Dans un monde qui valorise la perfection et l’approbation extérieure, cultiver l’amour de soi peut sembler un défi, voire une idée étrangère. Quand l’apparence, la performance et le jugement des autres dictent souvent notre valeur, s’aimer soi-même est une démarche audacieuse et essentielle pour se reconnecter à son être authentique.
Si je vous posais la question « Est-ce que vous vous aimez ? », quelle serait votre réponse spontanée ? Est-ce qu’il y aurait dans votre réponse une once de culpabilité, de honte, de revendication, l’impression d’un objectif impossible à atteindre ?
Au fond, ça veut dire quoi, s’aimer soi-même ?
Ce que « s’aimer soi-même » n’est pas.
S’aimer soi-même n’est pas égoïste.
L’égoïsme est une attitude ou un comportement volontaire et caractérisé par une focalisation excessive sur soi-même. Il ne s’agit pas seulement de prendre soin de soi ou de répondre à ses propres besoins, ce qui est nécessaire pour un équilibre personnel sain, mais aussi d’ignorer les besoins des autres. Ces besoins sont considérés comme moins importants, voire pas importants du tout, au contraire des besoins, désirs et intérêts personnels qui sont alors vus comme prioritaires. Et tant pis pour les inconvénients ou souffrances que ça peut créer chez l’autre.
Cette attitude peut se traduire par des actions comme le fait de refuser le partage, d’ignorer les sentiments d’autrui, ou d’agir de manière intéressée pour obtenir des bénéfices personnels sans tenir compte des conséquences.

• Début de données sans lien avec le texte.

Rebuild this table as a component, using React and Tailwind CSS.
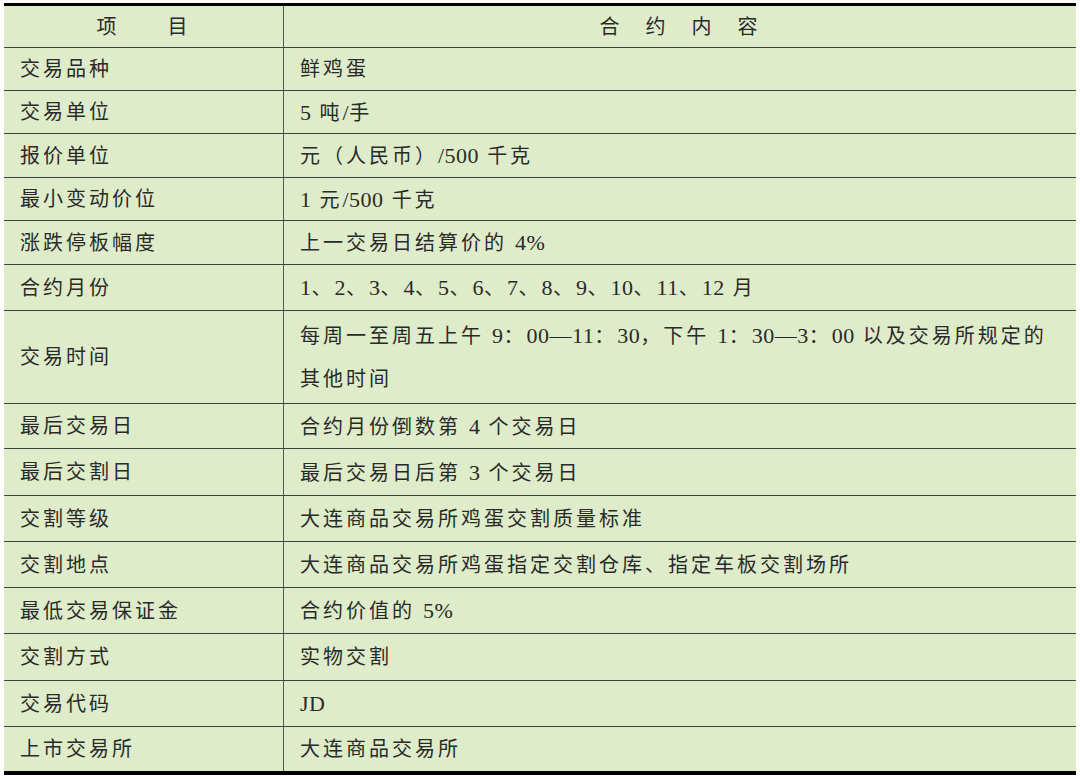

L’égoïsme place donc le « moi » en priorité et au détriment des « autres ». L’amour de soi, quant à lui, prend en compte les besoins personnels (« moi »), tout en tenant compte et en respectant « les autres ».
Ni narcissique.
Le narcissisme est une attitude psychologique marquée par une admiration excessive de soi-même et un besoin constant d’approbation extérieure. Les personnes narcissiques ont une image idéalisée de leur propre valeur, mais cette image est fragile et ultra dépendante du regard des autres. Elles cherchent à la renforcer par l’approbation et l’admiration des autres ; tout en ayant parfois du mal à les apprécier. Là où tout le monde a besoin du regard de l’autre pour exister et avancer, le narcissisme rend ce regard nécessaire à une sérénité très relative.
Elles aussi peuvent avoir du mal à accepter les critiques, souvent perçues comme des menaces. Ce qui ne veut pas dire que quiconque ayant des émotions désagréables face à la critiques sont narcissiques ! Recevoir une critique n’est souvent pas simple, et peut d’ailleurs se travailler.
Donc, là où l’amour de soi est une acceptation équilibrée et bienveillante de qui l’on est, le narcissisme s’appuie sur une construction de soi fragile et dépendante de l’admiration extérieure pour se sentir en sécurité.
Amour de soi ne veut pas dire absence de remise en question.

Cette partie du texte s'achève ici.